Brak podstaw prawnych działań policji obnaża również przebieg zatrzymania, pozorowany koniecznością wylegitymowania „sprawców”, podczas którego policjanci mieli trudności m.in. z podaniem wiarygodnej podstawy faktycznej zatrzymania. Jak to formułuje mecenas Gajowniczek-Pruszyńska: „zatrzymani nie uzyskali precyzyjnej odpowiedzi na pytania o podstawę prawną takiej decyzji (tj. zmuszenia do opuszczenia miejsca pikiety – red.), nie odpowiadano na ich argumenty, iż nie stoją na trasie „Marszu”… nie zamierzają też w żaden sposób zakłócać cyklicznego zgromadzenia, przeciwnie – również chcą uczcić Święto Niepodległości.” I dalej „obawa… przed zaatakowaniem przez uczestników „Marszu Niepodległości” – którzy prezentują, jak powszechnie wiadomo, postawy skrajne, a nawet agresywne” nie może stanowić uzasadnienia działań policji, jest raczej przeciwwskazaniem do takich działań, bo policja powinna stanąć przeciw potencjalnym agresorom, a nie przeciw potencjalnym ofiarom. Czytamy też dalej mecenas Gajowniczek-Pruszyńską: „Z całą mocą stwierdzić przy tym należy, iż sposobem na ochronę zdrowia i życia manifestantów w demokratycznym państwie prawa nie może by stosowanie wobec nich siły fizycznej i kilkugodzinna izolacja…”. Postawiony w końcu przez dowódców akcji policyjnej zarzut zakłócania niezakazanego zgromadzenia jest bezpodstawny, nikt niczego bowiem nie zakłócał, nie miał ani takiej możliwości, ani nawet zamiaru.
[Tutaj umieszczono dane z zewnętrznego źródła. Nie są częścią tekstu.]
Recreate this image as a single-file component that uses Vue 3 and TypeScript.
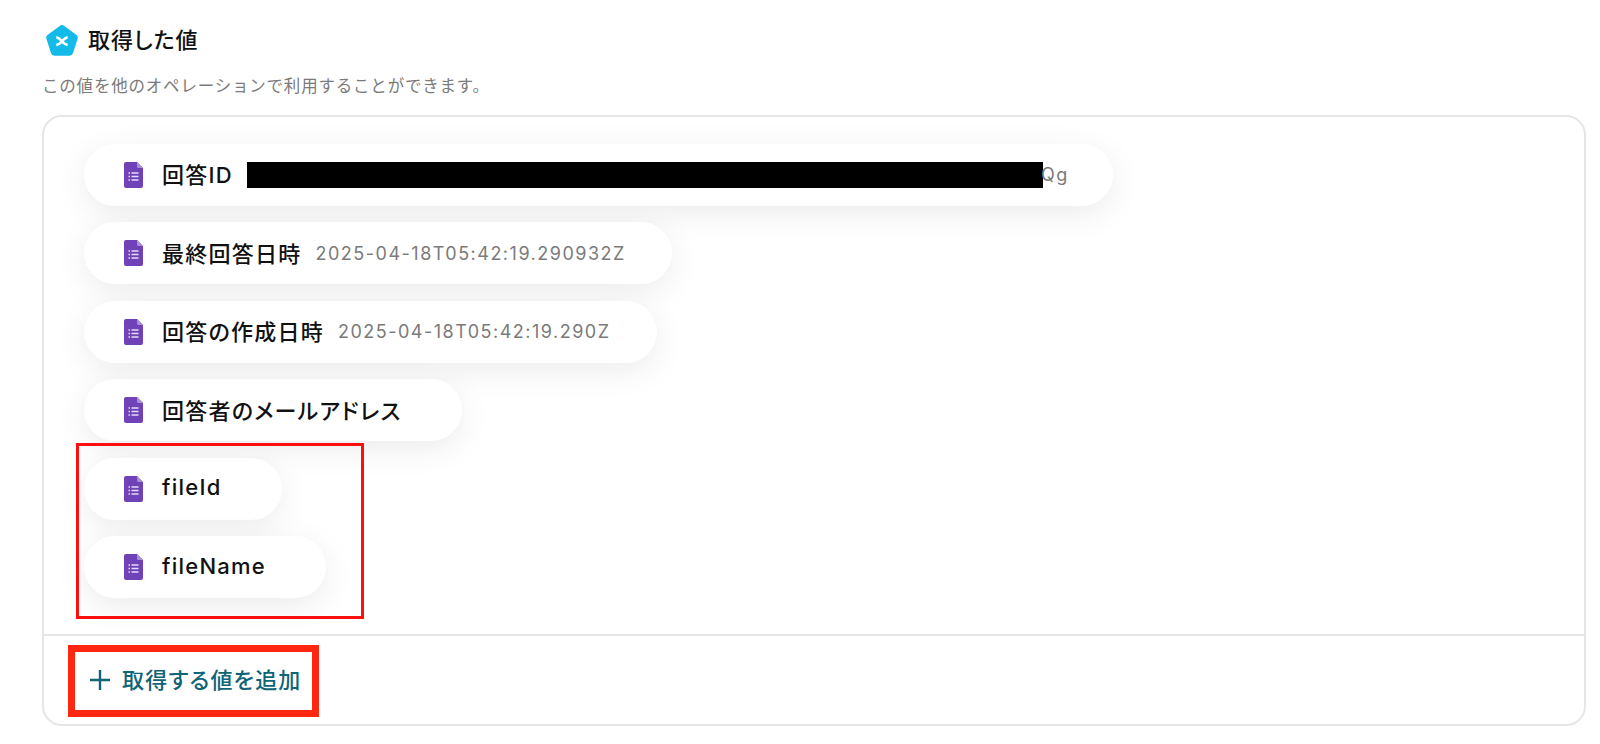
<script setup lang="ts">
interface OutputValue {
  label: string;
  value?: string;
  redacted?: boolean;
}

const values: OutputValue[] = [
  { label: "回答ID", value: "Qg", redacted: true },
  { label: "最終回答日時", value: "2025-04-18T05:42:19.290932Z" },
  { label: "回答の作成日時", value: "2025-04-18T05:42:19.290Z" },
  { label: "回答者のメールアドレス" },
  { label: "fileId" },
  { label: "fileName" },
];
</script>

<template>
  <div class="page">
    <div class="heading">
      <svg class="logo" width="32" height="31" viewBox="1.500 1.500 31 30">
        <path
          d="M14.800 2.400a3.600 3.600 0 0 1 4.400 0l11.600 8.500a3.600 3.600 0 0 1 1.300 4l-4.400 13.800a3.600 3.600 0 0 1-3.400 2.500H9.700a3.600 3.600 0 0 1-3.400-2.500L1.900 14.900a3.600 3.600 0 0 1 1.300-4z"
          fill="#15bbe8"
        />
        <path
          d="M11.500 13.500c2.500 0 3.500 1.500 5.500 3.700s3 3.600 5.500 3.600M22.500 13.500c-2.500 0-3.500 1.500-5.500 3.700s-3 3.600-5.500 3.600"
          stroke="#fff"
          stroke-width="2.600"
          fill="none"
        />
      </svg>
      <h2 class="title">取得した値</h2>
    </div>
    <p class="description">この値を他のオペレーションで利用することができます。</p>

    <div class="panel">
      <div class="list">
        <div v-for="item in values" :key="item.label" class="pill">
          <svg class="formIcon" width="19" height="26" viewBox="0 0 19 26">
            <path
              d="M2 0h11l6 6v18a2 2 0 0 1-2 2H2a2 2 0 0 1-2-2V2a2 2 0 0 1 2-2z"
              fill="#6f42b8"
            />
            <path d="M13 0l6 6h-4.500a1.500 1.500 0 0 1-1.500-1.500z" fill="#a98fd8" />
            <path
              d="M4.500 11h1.500M4.500 14.500h1.500M4.500 18h1.500M7.500 11h7M7.500 14.500h7M7.500 18h7"
              stroke="#e6dcf5"
              stroke-width="1.300"
            />
          </svg>
          <span class="label">{{ item.label }}</span>
          <span v-if="item.redacted" class="redaction"></span>
          <span v-if="item.value" class="value" :class="{ tight: item.redacted }">{{ item.value }}</span>
        </div>
      </div>
      <div class="footer">
        <button class="addButton" type="button">
          <svg width="22" height="22" viewBox="0 0 22 22">
            <path d="M11 1v20M1 11h20" stroke="#0f6478" stroke-width="2.400" fill="none" />
          </svg>
          <span class="addText">取得する値を追加</span>
        </button>
      </div>
      <div class="mark markList"></div>
      <div class="mark markButton"></div>
    </div>
  </div>
</template>

<style>
html,
body {
  background: #ffffff;
}
</style>

<style scoped>
.page {
  box-sizing: border-box;
  width: 1600px;
  height: 744px;
  padding: 25px 14px 0 42px;
  overflow: hidden;
  font-family: Inter, "Noto Sans CJK JP", sans-serif;
  font-feature-settings: "palt";
  color: #111111;
}

.heading {
  display: flex;
  align-items: center;
  gap: 10px;
  margin-left: 4px;
  height: 31px;
}

.logo {
  flex: none;
}

.title {
  margin: 0;
  font-size: 22px;
  font-weight: 500;
  line-height: 31px;
  letter-spacing: 1px;
}

.description {
  margin: 19px 0 0;
  font-size: 16.500px;
  font-feature-settings: normal;
  line-height: 22px;
  letter-spacing: 0.800px;
  color: #7b7b7b;
}

.panel {
  position: relative;
  margin-top: 18px;
  height: 611px;
  box-sizing: border-box;
  border: 2px solid #e6e6e6;
  border-radius: 20px;
  display: flex;
  flex-direction: column;
}

.list {
  flex: 1;
  display: flex;
  flex-direction: column;
  align-items: flex-start;
  gap: 16.600px;
  padding: 26.500px 0 0 40px;
}

.pill {
  display: flex;
  align-items: center;
  height: 62px;
  box-sizing: border-box;
  padding: 0 46px 0 40px;
  border-radius: 31px;
  background: #ffffff;
  box-shadow: 0 8px 32px rgba(0, 0, 0, 0.08);
}

.formIcon {
  flex: none;
  margin-right: 19px;
}

.label {
  margin-right: 14px;
  padding-bottom: 3px;
  font-size: 22px;
  font-weight: 500;
  letter-spacing: 1.250px;
  white-space: nowrap;
}

.value {
  font-size: 18px;
  letter-spacing: 1.500px;
  color: #7a7a7a;
  white-space: nowrap;
}

.value.tight {
  margin: 0 -2px;
}

.redaction {
  width: 796px;
  height: 26px;
  background: #000000;
}

.footer {
  flex: none;
  height: 90px;
  border-top: 2px solid #e6e6e6;
  display: flex;
  align-items: center;
  box-sizing: border-box;
  padding-left: 45px;
}

.addButton {
  display: flex;
  align-items: center;
  gap: 11px;
  padding: 0;
  border: none;
  background: none;
  font-family: inherit;
  font-feature-settings: inherit;
  font-size: 22px;
  font-weight: 500;
  letter-spacing: 1.200px;
  color: #0f6478;
}

.addText {
  padding-bottom: 5px;
}

.mark {
  position: absolute;
  box-sizing: border-box;
  pointer-events: none;
}

.markList {
  left: 32px;
  top: 326px;
  width: 288px;
  height: 176px;
  border: 3px solid #fb1010;
}

.markButton {
  left: 24px;
  top: 528px;
  width: 251px;
  height: 72px;
  border: 7px solid #ff2712;
}
</style>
Nie wiemy też, jaka była podstawa prawna rozwiązania pikiety i kto taka decyzję podjął, bo za stwierdzeniem „policja rozwiązała” powinna zostac ujawniona osoba, przedstawiciel gminy, która tę decyzję podjęła, a tak się nie stało. Czytamy w treści zażalenia cytat z ustawy o zgromadzeniach „…zgromadzenie może być rozwiązane przez przedstawiciela gminy, jeżeli jego przebieg zagraża życiu lub zdrowiu ludzi albo mieniu o znacznych rozmiarach lub narusza przepisy niniejszej ustawy albo przepisy karne”. Nie wiemy dotąd jak zagrażaliśmy życiu zdrowiu mieniu, lub jakie zapisy i przepisy złamaliśmy nasza pikietą.
Nie możemy tej sprawy traktować lekko. Złamanie woli i chęci do protestów, oddanie pola w tej, zdawałoby się drobnej sprawie, otwiera drzwi do łamania innych praw obywateli, o większym ciężarze gatunkowym. Musimy zatem być w tej kwestii nieustępliwi. Tłumienie woli protestu jest elementem procesu powolnego gotowania żaby, jeśli nie wymknie się ona odpowiednio wcześnie, zabraknie jej potem sił i się w końcu ugotuje.
Nie jest naszym celem dodawania pracy i tak przeciążonemu aparatowi wymiaru sprawiedliwości, lecz obrona standardów europejskiego społeczeństwa demokratycznego. Rozumieją to też adwokaci, którzy razem z nami bronią tych standardów, poświęcają swój cenny czas na prowadzenie nas po nieprostych drogach prawnych, wiodących do naszego wspólnego celu obrony podstawowych kanonów cywilizowanego społeczeństwa, za co składamy im nieustające podziękowania. Czekamy na decyzję sądu.